By Valerie Steimle, KSL.com Contributor | Posted - Jan 23rd, 2014 @ 7:27pm



SALT LAKE CITY — Food storage is one of the most important components of emergency preparation. In planning, it's important to know who you are feeding and for how long and where to obtain items to store.

There are several ways to start a food storage program. One starting point is to list meals eaten for two weeks and break down what items are needed. In doing this, you might find your meals are not storage-friendly. A freezer full of chicken nuggets and Tater Tots will not last long, so some changes in regular eating habits might be in order.

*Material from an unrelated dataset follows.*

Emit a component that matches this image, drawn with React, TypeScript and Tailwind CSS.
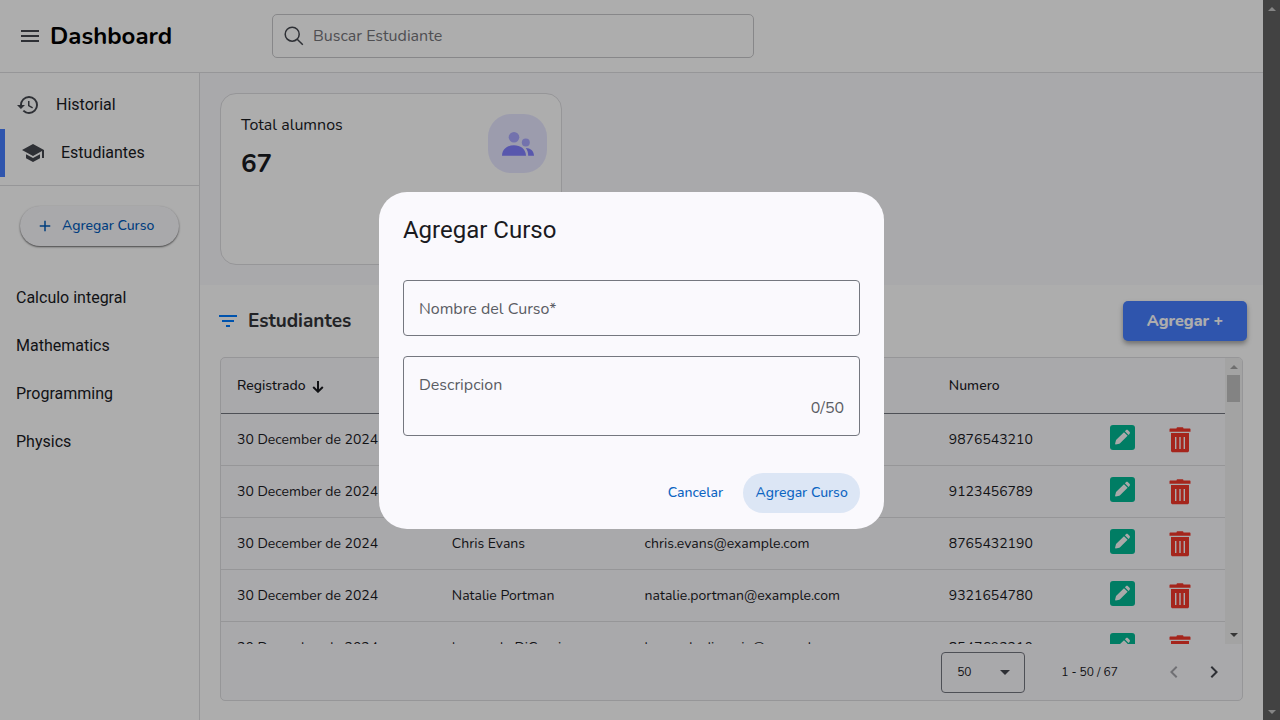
import { useState } from "react";
import { MdAdd, MdArrowDropDown, MdChevronLeft, MdChevronRight, MdFilterList, MdHistory, MdMenu, MdSchool } from "react-icons/md";

type Student = { date: string; name: string; email: string; phone: string };

const students: Student[] = [
  { date: "30 December de 2024", name: "Robert Downey", email: "robert.downey@example.com", phone: "9876543210" },
  { date: "30 December de 2024", name: "Emma Stone", email: "emma.stone@example.com", phone: "9123456789" },
  { date: "30 December de 2024", name: "Chris Evans", email: "chris.evans@example.com", phone: "8765432190" },
  { date: "30 December de 2024", name: "Natalie Portman", email: "natalie.portman@example.com", phone: "9321654780" },
  { date: "30 December de 2024", name: "Leonardo DiCaprio", email: "leonardo.dicaprio@example.com", phone: "8547693210" },
];

const courses = ["Calculo integral", "Mathematics", "Programming", "Physics"];

function SearchIcon() {
  return (
    <svg viewBox="0 0 20 20" className="size-5 shrink-0 text-[#44474e]" fill="none" stroke="currentColor" strokeWidth="1.5">
      <circle cx="8.2" cy="8.2" r="7" />
      <path d="M13.2 13.2l5.6 5.6" />
    </svg>
  );
}

function PeopleIcon() {
  return (
    <svg viewBox="0 0 32 24" className="h-6 w-8" fill="#8280ff">
      <circle cx="12" cy="5.3" r="5.3" fillOpacity="0.6" />
      <circle cx="23.8" cy="10.6" r="4" fillOpacity="0.6" />
      <path d="M0 23.4C.5 16.8 5.6 13.3 12 13.3S23.5 16.8 24 23.4a.3.3 0 01-.3.3H.3a.3.3 0 01-.3-.3z" />
      <path d="M23.8 16C28.6 16.1 31.6 18.7 32 23.4a.3.3 0 01-.3.3h-5.5C26.2 20.8 25.4 18.2 23.8 16z" />
    </svg>
  );
}

function PencilIcon() {
  return (
    <svg viewBox="0 0 25 25" className="size-[25px]">
      <rect width="25" height="25" rx="3" fill="#00b894" />
      <path
        fill="#fafafa"
        d="M14 7.200l3.600 3.600-7.300 7.300c-.3.300-.7.500-1.100.6l-3.300.8c-.5.100-.9-.3-.8-.8l.8-3.200c.1-.4.300-.8.600-1.100zM14.900 6.300l1-1c.6-.6 1.500-.6 2.100 0l1.500 1.500c.6.600.6 1.500 0 2.100l-1 1z"
      />
    </svg>
  );
}

function TrashIcon() {
  return (
    <svg viewBox="0 0 22 26" className="h-[26px] w-[22px]">
      <path fill="#f3372a" d="M7.5 1.500C7.5.6 8 .3 8.800.3h4.400c.8 0 1.300.3 1.300 1.200h6c.7 0 1 .4 1 1V4.700H.5V2.500c0-.6.3-1 1-1z" />
      <path fill="#f3372a" d="M2 6h18v17.500c0 1.100-.7 1.800-1.800 1.800H3.800C2.700 25.300 2 24.600 2 23.500z" />
      <path stroke="#faf9fd" strokeWidth="1.400" d="M6.700 10v12M11 10v12M15.300 10v12" />
    </svg>
  );
}

function Header() {
  return (
    <header className="flex h-[73px] items-center border-b border-[#dddde0] bg-white">
      <div className="flex w-[272px] shrink-0 items-center gap-2 pl-[18px]">
        <button type="button" aria-label="Menu" className="text-[#44474e]">
          <MdMenu className="size-6" />
        </button>
        <h1 className="text-2xl font-bold text-black">Dashboard</h1>
      </div>
      <div className="flex h-11 w-[482px] items-center gap-[9px] rounded-[5px] border border-[#c8c8cb] px-[11px]">
        <SearchIcon />
        <input type="search" aria-label="Buscar Estudiante" placeholder="Buscar Estudiante" className="min-w-0 flex-1 bg-transparent text-base outline-none placeholder:text-[#75757a]" />
      </div>
    </header>
  );
}

function Sidebar() {
  return (
    <nav className="w-[200px] shrink-0 border-r border-[#dddde0] bg-white font-['Roboto',sans-serif] text-base text-[#1a1b1f]">
      <div className="border-b border-[#dddde0] py-2">
        <a href="#historial" className="flex h-12 items-center gap-4 pl-4">
          <MdHistory className="size-6 text-[#44474e]" />
          Historial
        </a>
        <a href="#estudiantes" className="flex h-12 items-center gap-4 border-l-[5px] border-[#467eff] pl-4">
          <MdSchool className="size-6 text-[#44474e]" />
          Estudiantes
        </a>
      </div>
      <div className="px-5 py-5">
        <button type="button" className="flex h-10 w-full items-center gap-2 rounded-full bg-[#faf9fd] pl-4 font-['Nunito','Open_Sans',sans-serif] text-sm leading-[22px] font-medium text-[#005cbb] shadow-[0_1px_2px_rgba(0,0,0,0.6)]">
          <MdAdd className="size-[18px]" />
          Agregar Curso
        </button>
      </div>
      <ul className="pt-2">
        {courses.map((course) => (
          <li key={course}>
            <a href="#curso" className="flex h-12 items-center px-4">{course}</a>
          </li>
        ))}
      </ul>
    </nav>
  );
}

function InnerScrollbar() {
  return (
    <div className="flex w-[17px] shrink-0 flex-col items-center bg-[#f1f1f1] py-[7px]" aria-hidden="true">
      <svg viewBox="0 0 8 4" className="h-1 w-2" fill="#a3a3a3"><path d="M0 4l4-4 4 4z" /></svg>
      <div className="mt-[6px] h-[27px] w-[13px] bg-[#c1c1c1]" />
      <svg viewBox="0 0 8 4" className="mt-auto h-1 w-2" fill="#505050"><path d="M0 0l4 4 4-4z" /></svg>
    </div>
  );
}

function StudentsTable() {
  return (
    <div className="mx-5 mb-5 overflow-hidden rounded-[5px] border border-[#dddde0] bg-[#faf9fd] text-sm text-[#1a1b1f]">
      <div className="flex h-[286px] overflow-hidden">
        <div className="min-w-0 flex-1 overflow-hidden">
          <table className="w-full table-fixed border-separate border-spacing-0 text-left">
            <colgroup>
              <col className="w-[21.4%]" />
              <col className="w-[19.2%]" />
              <col className="w-[30.3%]" />
              <col className="w-[16.1%]" />
              <col className="w-[5.8%]" />
              <col />
            </colgroup>
            <thead>
              <tr className="h-14 *:border-b *:border-[#74777f] *:px-4 *:font-medium">
                <th>
                  <span className="flex items-center gap-[6px]">
                    Registrado
                    <svg viewBox="0 0 12 14" className="h-[14px] w-3" fill="none" stroke="currentColor" strokeWidth="2"><path d="M6 2v10.500M1.200 8L6 12.700 10.800 8" /></svg>
                  </span>
                </th>
                <th>Nombre</th>
                <th>Email</th>
                <th>Numero</th>
                <th />
                <th />
              </tr>
            </thead>
            <tbody>
              {students.map((s) => (
                <tr key={s.email} className="h-[52px] *:border-b *:border-[#dddde0] *:px-4 *:whitespace-nowrap">
                  <td>{s.date}</td>
                  <td>{s.name}</td>
                  <td>{s.email}</td>
                  <td>{s.phone}</td>
                  <td><button type="button" aria-label="Editar" className="block pb-1"><PencilIcon /></button></td>
                  <td><button type="button" aria-label="Eliminar" className="block"><TrashIcon /></button></td>
                </tr>
              ))}
            </tbody>
          </table>
        </div>
        <InnerScrollbar />
      </div>
      <div className="flex h-14 items-center justify-end pr-2 text-xs">
        <div className="relative">
          <select aria-label="Filas" defaultValue="50" className="h-[41px] w-[84px] appearance-none rounded border border-[#74777f] bg-transparent pl-[15px]">
            <option>50</option>
          </select>
          <MdArrowDropDown className="pointer-events-none absolute top-2 right-2 size-6 text-[#44474e]" />
        </div>
        <span className="mx-9">1 - 50 / 67</span>
        <button type="button" aria-label="Anterior" disabled className="grid size-10 place-items-center text-[#a6a6ab]"><MdChevronLeft className="size-6" /></button>
        <button type="button" aria-label="Siguiente" className="grid size-10 place-items-center text-[#44474e]"><MdChevronRight className="size-6" /></button>
      </div>
    </div>
  );
}

function CourseDialog() {
  const [name, setName] = useState("");
  const [description, setDescription] = useState("");
  return (
    <div className="absolute inset-0 flex items-center justify-center bg-black/32">
      <form role="dialog" aria-labelledby="dialog-title" className="w-2/5 rounded-[28px] bg-[#faf9fd] px-6 pt-5 pb-4">
        <h2 id="dialog-title" className="font-['Roboto',sans-serif] text-2xl leading-9 text-[#1a1b1f]">Agregar Curso</h2>
        <div className="relative mt-8 h-14 rounded border border-[#74777f]">
          {!name && <label htmlFor="name" className="pointer-events-none absolute top-4 left-[15px] text-base text-[#5a5d64]">Nombre del Curso*</label>}
          <input id="name" value={name} onChange={(e) => setName(e.target.value)} className="size-full bg-transparent px-[15px] text-base outline-none" />
        </div>
        <div className="relative mt-5 flex h-20 flex-col rounded border border-[#74777f] px-[15px] pt-4 pb-[15px]">
          {!description && <label htmlFor="description" className="pointer-events-none absolute top-4 left-[15px] text-base text-[#5a5d64]">Descripcion</label>}
          <textarea id="description" maxLength={50} value={description} onChange={(e) => setDescription(e.target.value)} className="h-6 resize-none bg-transparent text-base outline-none" />
          <span className="text-right text-base text-[#5a5d64]">{description.length}/50</span>
        </div>
        <div className="mt-[37px] flex justify-end gap-2 text-sm font-medium text-[#0d65c2]">
          <button type="button" className="h-10 rounded-full px-3">Cancelar</button>
          <button type="submit" className="h-10 w-[117px] rounded-full bg-[#dce6f5]">Agregar Curso</button>
        </div>
      </form>
    </div>
  );
}

export default function App() {
  return (
    <div className="flex min-h-screen bg-white font-['Nunito','Open_Sans',sans-serif]">
      <div className="relative flex min-w-0 flex-1 flex-col">
        <Header />
        <div className="flex flex-1">
          <Sidebar />
          <main className="flex min-w-0 flex-1 flex-col">
            <section className="bg-[#faf9fd] p-5">
              <article className="flex h-[172px] w-[342px] items-start justify-between rounded-2xl border border-[#dddde0] bg-white py-5 pr-[14px] pl-5 text-[#1a1b1f]">
                <div>
                  <h3 className="text-base leading-[22px]">Total alumnos</h3>
                  <p className="mt-3 text-[26px] leading-8 font-bold">67</p>
                </div>
                <div className="grid size-[59px] place-items-center rounded-[23px] bg-[#8280ff]/20"><PeopleIcon /></div>
              </article>
            </section>
            <section className="flex-1 bg-white">
              <div className="flex items-center justify-between p-4">
                <div className="flex items-center gap-2">
                  <button type="button" aria-label="Filtrar" className="text-[#007bff]"><MdFilterList className="size-6" /></button>
                  <h2 className="text-[19px] leading-7 font-bold text-[#333438]">Estudiantes</h2>
                </div>
                <button type="button" className="h-10 w-[124px] rounded-[5px] bg-[#467eff] text-base font-extrabold text-white shadow-[0_3px_5px_rgba(0,0,0,0.35)]">Agregar +</button>
              </div>
              <StudentsTable />
            </section>
          </main>
        </div>
        <CourseDialog />
      </div>
      <div className="flex w-[17px] shrink-0 flex-col items-center justify-between bg-[#424242] py-[7px]" aria-hidden="true">
        <svg viewBox="0 0 8 4" className="h-1 w-2" fill="#858585"><path d="M0 4l4-4 4 4z" /></svg>
        <svg viewBox="0 0 8 4" className="h-1 w-2" fill="#858585"><path d="M0 0l4 4 4-4z" /></svg>
      </div>
    </div>
  );
}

A year’s supply is a worthy goal but can be overwhelming. Budget food storage money each week and purchase a little at a time to build up your supply.Store what your family eats. It’s no good storing 500 pounds of pinto beans if your family refuses to eat them.

Many websites, books and other resources share lists of basic items to store as well as the amounts needed for adults and children. The more conventional idea is to buy certain foods in bulk that are standard in preparing meals, like flour and sugar. This method requires monthly menu planning to rotate and use food from storage. Basic amounts are listed in "LDS Preparedness Manual" as follows:

Grains (400 pounds per adult per year): This category includes wheat, white rice, oats, barley, pasta and dried corn for cornmeal. If you're accustomed to eating whole wheat bread, store more wheat. Otherwise store white flour. Since brown rice has too much moisture content to store safely for more than three months without becoming rancid, it's discouraged for food storage.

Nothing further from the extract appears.